* **What you should do**: Give every line again exactly as it appears, please, but not the pictures.

* **Dataset section**:
BEGIN
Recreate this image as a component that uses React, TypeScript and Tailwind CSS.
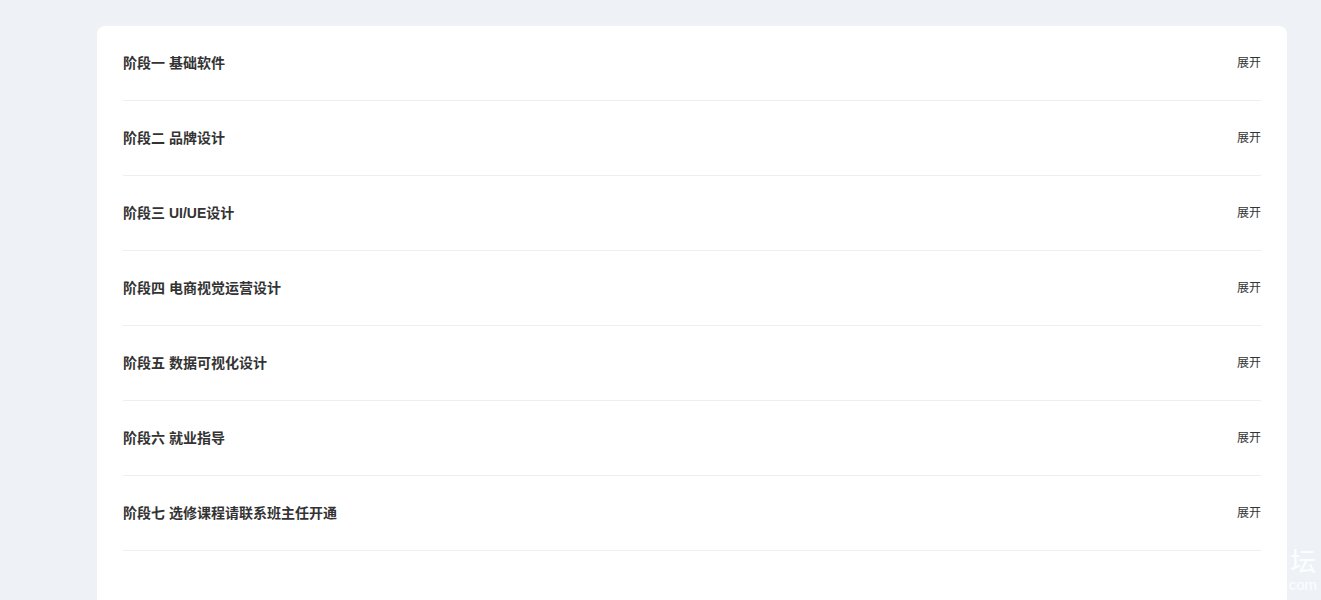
import React from 'react';

const stages = [
  '阶段一 基础软件',
  '阶段二 品牌设计',
  '阶段三 UI/UE设计',
  '阶段四 电商视觉运营设计',
  '阶段五 数据可视化设计',
  '阶段六 就业指导',
  '阶段七 选修课程请联系班主任开通',
];

function App() {
  return (
    <div
      className="relative min-h-[600px] bg-[#eef2f6] pt-[26px] pl-[97px] pr-[34px] overflow-hidden"
      style={{ fontFamily: '"Liberation Sans", "Noto Sans CJK SC", sans-serif' }}
    >
      <div className="bg-white rounded-t-lg px-[26px] pb-[60px] min-h-[574px]">
        {stages.map((title) => (
          <div
            key={title}
            className="flex items-center justify-between h-[75px] border-b border-[#eeeeee]"
          >
            <span className="text-sm font-bold text-[#333333]">{title}</span>
            <button className="text-xs text-[#333333] cursor-pointer">展开</button>
          </div>
        ))}
      </div>
      {/* watermark */}
      <span className="absolute right-[5px] top-[546px] text-[26px] leading-[32px] text-white/85 pointer-events-none select-none">
        坛
      </span>
      <span className="absolute right-[4px] top-[576px] text-[15px] leading-[18px] text-white/85 pointer-events-none select-none">
        .com
      </span>
    </div>
  );
}

export default App;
END
* **The response**:
Recreate this image as a component that uses React, TypeScript and Tailwind CSS.
import React from 'react';

const stages = [
  '阶段一 基础软件',
  '阶段二 品牌设计',
  '阶段三 UI/UE设计',
  '阶段四 电商视觉运营设计',
  '阶段五 数据可视化设计',
  '阶段六 就业指导',
  '阶段七 选修课程请联系班主任开通',
];

function App() {
  return (
    <div
      className="relative min-h-[600px] bg-[#eef2f6] pt-[26px] pl-[97px] pr-[34px] overflow-hidden"
      style={{ fontFamily: '"Liberation Sans", "Noto Sans CJK SC", sans-serif' }}
    >
      <div className="bg-white rounded-t-lg px-[26px] pb-[60px] min-h-[574px]">
        {stages.map((title) => (
          <div
            key={title}
            className="flex items-center justify-between h-[75px] border-b border-[#eeeeee]"
          >
            <span className="text-sm font-bold text-[#333333]">{title}</span>
            <button className="text-xs text-[#333333] cursor-pointer">展开</button>
          </div>
        ))}
      </div>
      {/* watermark */}
      <span className="absolute right-[5px] top-[546px] text-[26px] leading-[32px] text-white/85 pointer-events-none select-none">
        坛
      </span>
      <span className="absolute right-[4px] top-[576px] text-[15px] leading-[18px] text-white/85 pointer-events-none select-none">
        .com
      </span>
    </div>
  );
}

export default App;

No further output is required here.